Taking both internal and external factors into account, the MPI planners’ initial forecasts aimed to see the country’s registered FDI funds across 2009 at around $20 billion, a sharp decline of 70 per cent in comparison with last year’s figures. At the same time, the nation will be able to reach $9-$10 billion in disbursed FDI capital – an equal amount to 2008.

Meanwhile, the earlier scenarios of Vietnam’s FDI attraction next year may see a 10 per cent growth on this year’s projections of both registered and disbursed funds. “We are still very cautious to see these forecasts while waiting for localities to report their actual situations,” said Dat, adding that cities and provinces had been asked to immediately make reports on the implementation and licencing of their FDI projects.

“The MPI is also strengthening FDI investigation tours to cities and provinces to ensure that any difficulties with any specific projects will be timely resolved,” he added. The MPI was also now urging relevant agencies and local governments to stick with six remedy packages to be implemented until the end of next year in order to lift FDI inflows in cities and provinces.

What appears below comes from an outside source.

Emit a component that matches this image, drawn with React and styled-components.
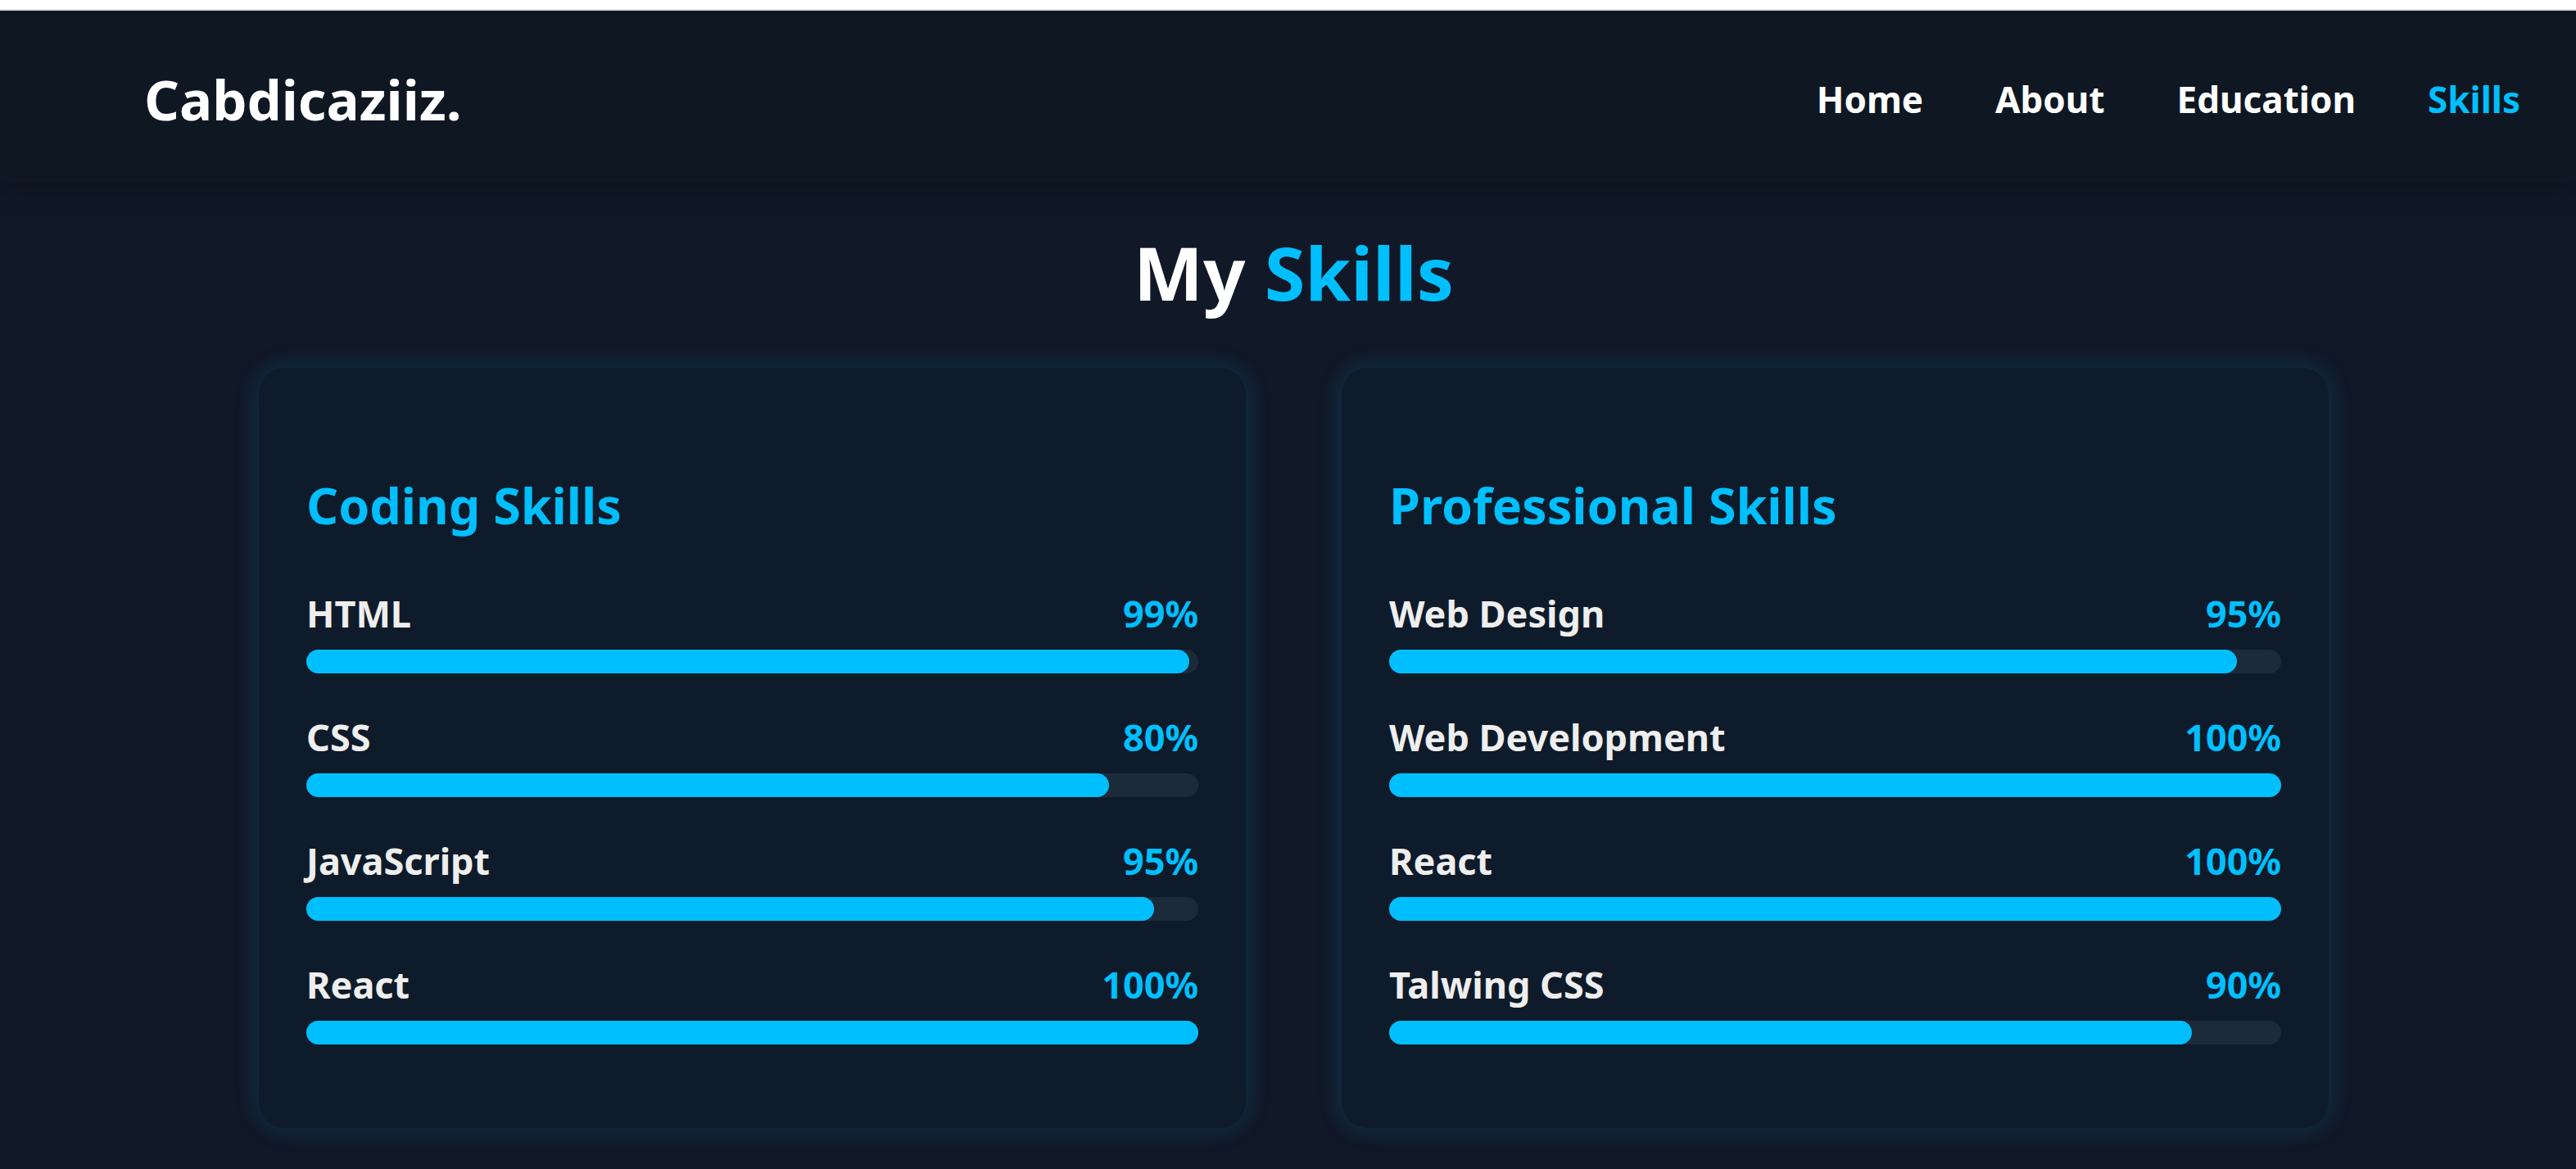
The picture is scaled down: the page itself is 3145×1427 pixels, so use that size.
import React from 'react';
import styled, { createGlobalStyle } from 'styled-components';

const GlobalStyle = createGlobalStyle`
  * { box-sizing: border-box; }
  body {
    margin: 0;
    background: #111827;
    color: #ffffff;
    font-family: "Noto Sans", "Open Sans", sans-serif;
  }
`;

const Page = styled.div`
  min-height: 100vh;
  overflow: hidden;
`;

const TopStrip = styled.div`
  position: relative;
  z-index: 1;
  height: 13px;
  border-bottom: 2px solid #dce4de;
  background: #ffffff;
`;

const Header = styled.header`
  display: flex;
  align-items: center;
  justify-content: space-between;
  padding: 60px 68px 54px 176px;
  background: #0f1723;
  box-shadow: 0 6px 30px rgba(0, 0, 0, 0.3);
`;

const Logo = styled.a`
  color: #ffffff;
  font-size: 67px;
  font-weight: 700;
  line-height: 96px;
  text-decoration: none;
`;

const Nav = styled.nav`
  display: flex;
  gap: 88px;
`;

const NavLink = styled.a`
  color: ${({ $active }) => ($active ? '#00bfff' : '#ffffff')};
  font-size: 44px;
  font-weight: 700;
  line-height: 60px;
  text-decoration: none;
`;

const Section = styled.main`
  padding: 44px 302px 48px 316px;
`;

const Title = styled.h1`
  margin: 0 0 52px;
  font-size: 90px;
  font-weight: 700;
  line-height: 130px;
  text-align: center;
`;

const Accent = styled.span`
  color: #00bfff;
`;

const Columns = styled.div`
  display: grid;
  grid-template-columns: 1fr 1fr;
  gap: 117px;
`;

const Card = styled.section`
  padding: 124px 58px 102px;
  border-radius: 32px;
  background: #0e1b2a;
  box-shadow: 0 0 30px rgba(0, 191, 255, 0.2);
`;

const CardTitle = styled.h2`
  margin: 0 0 58px;
  color: #00bfff;
  font-size: 61px;
  font-weight: 700;
  line-height: 88px;
`;

const SkillList = styled.div`
  display: grid;
  gap: 48px;
`;

const SkillLabel = styled.div`
  display: flex;
  justify-content: space-between;
  margin-bottom: 14px;
  color: #eeeeee;
  font-size: 45px;
  font-weight: 700;
  line-height: 60px;
`;

const Track = styled.div`
  height: 29px;
  border-radius: 15px;
  background: #1c2b39;
`;

const Fill = styled.div`
  height: 100%;
  border-radius: inherit;
  background: #00bfff;
`;

const links = ['Home', 'About', 'Education', 'Skills'];

const groups = [
  {
    title: 'Coding Skills',
    skills: [
      { name: 'HTML', value: 99, fill: 99 },
      { name: 'CSS', value: 80, fill: 90 },
      { name: 'JavaScript', value: 95, fill: 95 },
      { name: 'React', value: 100, fill: 100 },
    ],
  },
  {
    title: 'Professional Skills',
    skills: [
      { name: 'Web Design', value: 95, fill: 95 },
      { name: 'Web Development', value: 100, fill: 100 },
      { name: 'React', value: 100, fill: 100 },
      { name: 'Talwing CSS', value: 90, fill: 90 },
    ],
  },
];

function Skill({ name, value, fill }) {
  return (
    <div>
      <SkillLabel><span>{name}</span><Accent>{value}%</Accent></SkillLabel>
      <Track role="progressbar" aria-label={name} aria-valuenow={value} aria-valuemin={0} aria-valuemax={100}>
        <Fill style={{ width: `${fill}%` }} />
      </Track>
    </div>
  );
}

export default function App() {
  return (
    <Page>
      <GlobalStyle />
      <TopStrip />
      <Header>
        <Logo href="#home">Cabdicaziiz.</Logo>
        <Nav aria-label="Main">
          {links.map((link) => (
            <NavLink key={link} href={`#${link.toLowerCase()}`} $active={link === 'Skills'}>{link}</NavLink>
          ))}
        </Nav>
      </Header>
      <Section id="skills">
        <Title>My <Accent>Skills</Accent></Title>
        <Columns>
          {groups.map((group) => (
            <Card key={group.title}>
              <CardTitle>{group.title}</CardTitle>
              <SkillList>
                {group.skills.map((skill) => <Skill key={skill.name} {...skill} />)}
              </SkillList>
            </Card>
          ))}
        </Columns>
      </Section>
    </Page>
  );
}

The packages were introduced in government resolution No13/NQ-CP issued in April this year, which aims to give priority to enhanced investment policies, improved infrastructure networks and labour skills and increased dialogues with foreign business communities.

Approved measures also included transparent announcements of land-use plans and industrial development strategies at both national and local levels, timely introductions of the nation’s wish-list of strategic foreign-invested projects and positive changes in investment promotional activities.

Among these measures, better coordination between central and local governments in FDI licencing and management would also be vital. Despite all these challenges, the MPI has been upbeat that Vietnam’s strategy to draw FDI funds between 2006 and 2010 will still be within reach. Between 2006 and June of this year, disbursed FDI funds were reported at $28.7 billion, or 92.8 per cent of the five year plan.